Putin, in December 2011, accused then-Secretary of State Clinton of giving support to the Russian opposition protesting disputed parliamentary polls and his plans to return to the Russian presidency in 2012. Russian opposition leaders “heard the signal and with the support of the US State Department began active work,” Putin said Dec. 8, 2011. “We are all grownups here. We all understand the organizers are acting according to a well-known scenario and in their own mercenary political interests.”
Putin apparently remained annoyed by Clinton three years later, but said they could manage to conduct themselves cordially if needed.
“It’s better not to argue with women,” Putin said in a June 3, 2014, interview posted by the Kremlin. “But Ms. Clinton has never been too graceful in her statements,” Putin said. “Still, we always met afterwards and had cordial conversations at various international events. I think even in this case we could reach an agreement. When people push boundaries too far, it’s not because they are strong but because they are weak. But maybe weakness is not the worst quality for a woman.” Despite their seemingly jaundiced views of each other, Clinton said that when it came to Syria, Russia would have to be part of the solution. “We need to be putting together a coalition to support a no-fly zone,” Clinton said at a campaign event in Davenport, Iowa, on Oct. 6. “I think it’s complicated and the Russians would have to be part of it, or it wouldn’t work.”

Sen. Bernie Sanders:
In 1988, Sanders, then the mayor of Burlington, Vermont, traveled with his new wife to Yaroslavl, Russia, to inaugurate it as Burlington’s sister city.
The trip — misreported in some venues as Sanders “honeymooning” in the Soviet Union — is nevertheless perhaps illustrative of the generally more dovish worldview of the Vermont senator.

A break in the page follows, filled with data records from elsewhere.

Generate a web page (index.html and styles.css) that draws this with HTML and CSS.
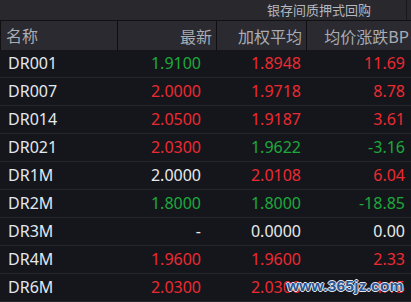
FILE: index.html
```html
<!DOCTYPE html>
<html lang="zh">
<head>
<meta charset="utf-8">
<title>银存间质押式回购</title>
<link rel="stylesheet" href="styles.css">
</head>
<body>
<div class="board">
  <div class="topbar"><span class="title">银存间质押式回购</span></div>
  <div class="table">
    <div class="row head">
      <div class="cell name">名称</div>
      <div class="cell c2">最新</div>
      <div class="cell c3">加权平均</div>
      <div class="cell c4">均价涨跌BP</div>
    </div>
    <div class="row"><div class="cell name">DR001</div><div class="cell c2 up-g">1.9100</div><div class="cell c3 red">1.8948</div><div class="cell c4 red">11.69</div></div>
    <div class="row"><div class="cell name">DR007</div><div class="cell c2 red">2.0000</div><div class="cell c3 red">1.9718</div><div class="cell c4 red">8.78</div></div>
    <div class="row"><div class="cell name">DR014</div><div class="cell c2 red">2.0500</div><div class="cell c3 red">1.9187</div><div class="cell c4 red">3.61</div></div>
    <div class="row"><div class="cell name">DR021</div><div class="cell c2 red">2.0300</div><div class="cell c3 up-g">1.9622</div><div class="cell c4 up-g">-3.16</div></div>
    <div class="row"><div class="cell name">DR1M</div><div class="cell c2 white">2.0000</div><div class="cell c3 red">2.0108</div><div class="cell c4 red">6.04</div></div>
    <div class="row"><div class="cell name">DR2M</div><div class="cell c2 up-g">1.8000</div><div class="cell c3 up-g">1.8000</div><div class="cell c4 up-g">-18.85</div></div>
    <div class="row"><div class="cell name">DR3M</div><div class="cell c2 white">-</div><div class="cell c3 white">0.0000</div><div class="cell c4 white">0.00</div></div>
    <div class="row"><div class="cell name">DR4M</div><div class="cell c2 red">1.9600</div><div class="cell c3 red">1.9600</div><div class="cell c4 red">2.33</div></div>
    <div class="row"><div class="cell name">DR6M</div><div class="cell c2 red">2.0300</div><div class="cell c3 red">2.0300</div><div class="cell c4 red">4.15</div></div>
  </div>
  <div class="watermark">www.365jz.com</div>
</div>
</body>
</html>
```

FILE: styles.css
```css
html, body {
  margin: 0;
  padding: 0;
  background: #14161b;
  overflow: hidden;
}

.board {
  position: relative;
  width: 411px;
  height: 302px;
  overflow: hidden;
  background: #14161b;
  font-family: "Noto Sans", "Noto Sans CJK SC", sans-serif;
}

.topbar {
  height: 20px;
  background: #28282d;
  border-bottom: 1px solid #111114;
  display: flex;
  justify-content: flex-end;
  align-items: center;
  padding-right: 4px;
}

.title {
  font-family: "Noto Sans CJK SC", sans-serif;
  font-size: 13px;
  color: #b4b8c0;
  line-height: 20px;
  height: 20px;
  padding-right: 35px;
  border-right: 1px solid #18181c;
}

.table {
  display: flex;
  flex-direction: column;
}

.row {
  display: grid;
  grid-template-columns: 116px 99px 90px 106px;
  height: 28px;
  box-sizing: border-box;
  border-bottom: 1px solid #25272c;
  align-items: center;
  font-size: 16px;
  line-height: 27px;
}

.row.head {
  height: 29px;
  background: #2a2a30;
  border-bottom: none;
  border-left: 1px solid #111114;
  font-family: "Noto Sans CJK SC", sans-serif;
  font-size: 16px;
  color: #a9acb4;
  align-items: stretch;
  line-height: 29px;
}

.cell {
  white-space: nowrap;
  text-align: right;
}

.row .name {
  text-align: left;
  padding-left: 8px;
  color: #e2e8ee;
}

.row .c2 { padding-right: 14px; }
.row .c3 { padding-right: 4px; }
.row .c4 { padding-right: 6px; }

.row.head .name {
  padding-left: 5px;
  color: #a9acb4;
}

.row.head .c2,
.row.head .c3,
.row.head .c4 {
  border-left: 1px solid #0f0f12;
  padding-right: 4px;
  padding-top: 1px;
}

.row.head .c4 { padding-right: 3px; }

.red { color: #ec2a32; }
.up-g { color: #1ea83b; }
.white { color: #eaeaea; }

.watermark {
  position: absolute;
  left: 287px;
  top: 277px;
  font-family: "Liberation Sans", sans-serif;
  font-weight: bold;
  font-size: 15.5px;
  color: #2a5594;
  letter-spacing: 0.2px;
  text-shadow: 1px 0 0 #e6e8f0, -1px 0 0 #e6e8f0, 0 1px 0 #e6e8f0, 0 -1px 0 #e6e8f0;
}
```
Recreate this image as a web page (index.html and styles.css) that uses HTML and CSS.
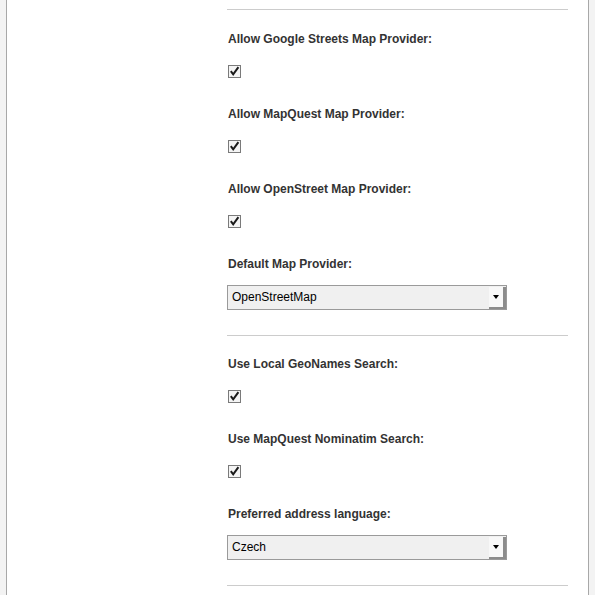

Sanders, a Socialist who caucuses with the Democrats, urges more dialogue, diplomacy and cooperation with Russia to combat IS, and working in concert with the international community to enforce economic sanctions on Russia as an alternative to military confrontation.
“We have different points of view … but Russia has got to join us,” Sanders said during a speech at Simpson College in Iowa on Nov. 16, CNN reported. “We are concerned about Iran, but Iran has to join us. We have concerns about Saudi Arabia, but Saudi Arabia has to join us. … If all over the world these attacks are taking place, the world has got to come together.”

“Of course I have concerns,” Sanders said of Putin’s motives in Syria.

“Historically, Russia has been, and will continue to be, a significant player in the international economic and diplomatic sphere,” the pro-Sanders campaign website Feel the Bern states.

“Bernie Sanders supports a strong, consistent stance with Russia’s president, Vladimir Putin,” the campaign site says. “Bernie supports enforcing economic sanctions and international pressure as an alternative to any direct military confrontation when dealing with Russia. …The United States must collaborate to create a unified stance with our international allies in order to effectively address Russian aggression.”